Two-Step Voting

Our election on Tuesday involved a very limited ballot; we voted for Mayor (where the incumbent was running unopposed, which tells you something about the low-key politics in Columbus), City Council seats, a few judges, and a tax levy.  Not surprisingly, turnout was low — which made it a good election to roll out a new, two-step voting system.

3002712465_fa843110d0_zAs an old codger who cut his voting teeth on old metal machines where you moved a bar in one direction to close the curtain, depressed levers to expose a mark next to the candidate of your choice, and then moved the bar back to register your vote with a thunk and open the curtains again, I’m used to changes in the voting process.  I’ve probably voted using about 10 different systems over the years.

The new process involves multiple steps.  After first going to the registration people, showing your driver’s license and signing in, you get a piece of paper that you then present to one of the voting volunteers.  They lead you to a machine, explain the new process, and scan you in.  After you vote on the machine, a paper ballot is printed out, and you walk over to a different area to deposit your completed ballot into a secure box.  The last step is new.  Apparently the new system was introduced to enhance voting security and also to better comply with federal law on accommodating people with disabilities.

The new process worked just fine . . . in an election where the turnout was low and there were no lines to speak of.  But I wonder what it will be like in 2020, where there is likely to be a huge, perhaps even historic, turnout — which is probably one of the few things people at every point on the political spectrum can agree on.  There will be a line to get to the registration table, and then a line to wait for a voting official to walk you to a machine and scan you in, and then presumably wait, again, to deposit your ballot into the secure box.

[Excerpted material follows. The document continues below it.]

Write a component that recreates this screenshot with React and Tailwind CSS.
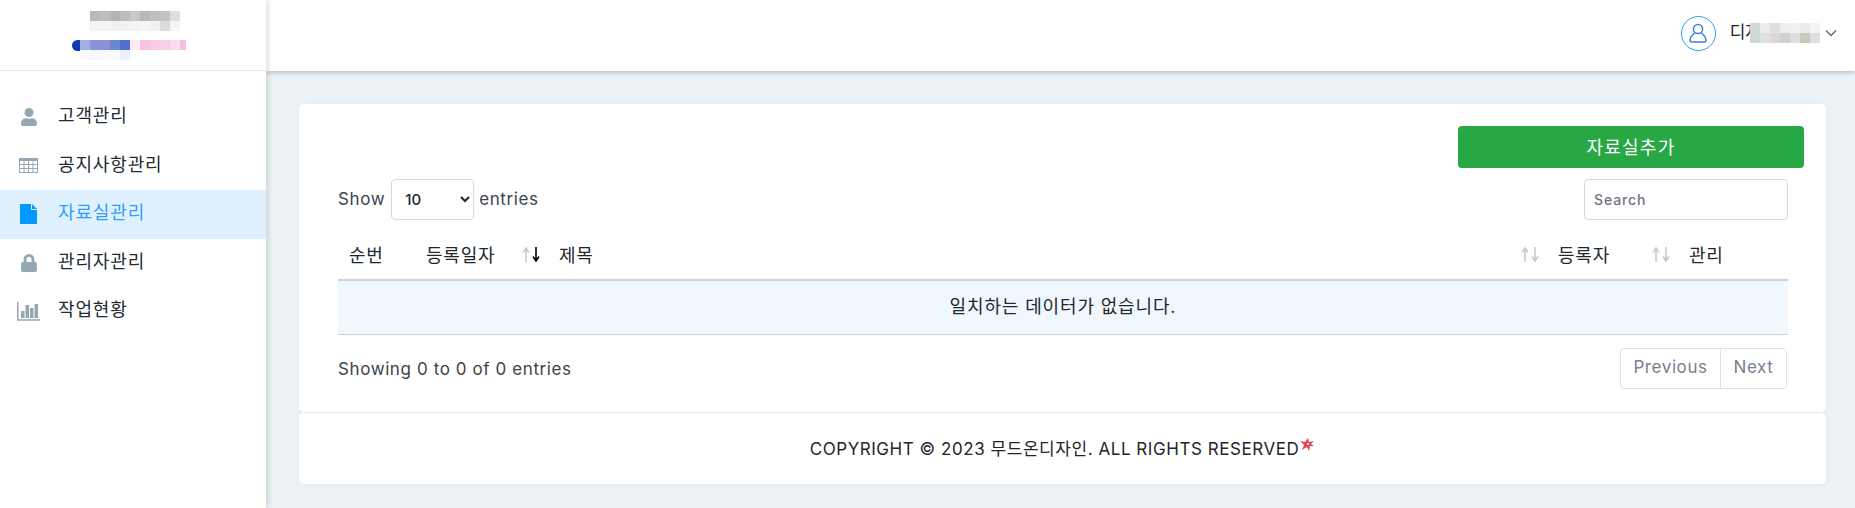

It’s probably going to be a zoo, which makes me wonder whether I should just plan on doing early voting when the 2020 election rolls around.  It probably would be less of a hassle, but I’m resisting that because I like gathering with my fellow citizens, waiting patiently and solemnly and thinking about what I’m doing, and then exercising my franchise and getting my voting sticker.  It makes me feel good about myself and my country, and I’m not sure that I’m ready to give up that uplifting, shared experience.  At the same time, I’m not sure I’m ready for a three-hour wait in an election where passions will be running at their highest, either.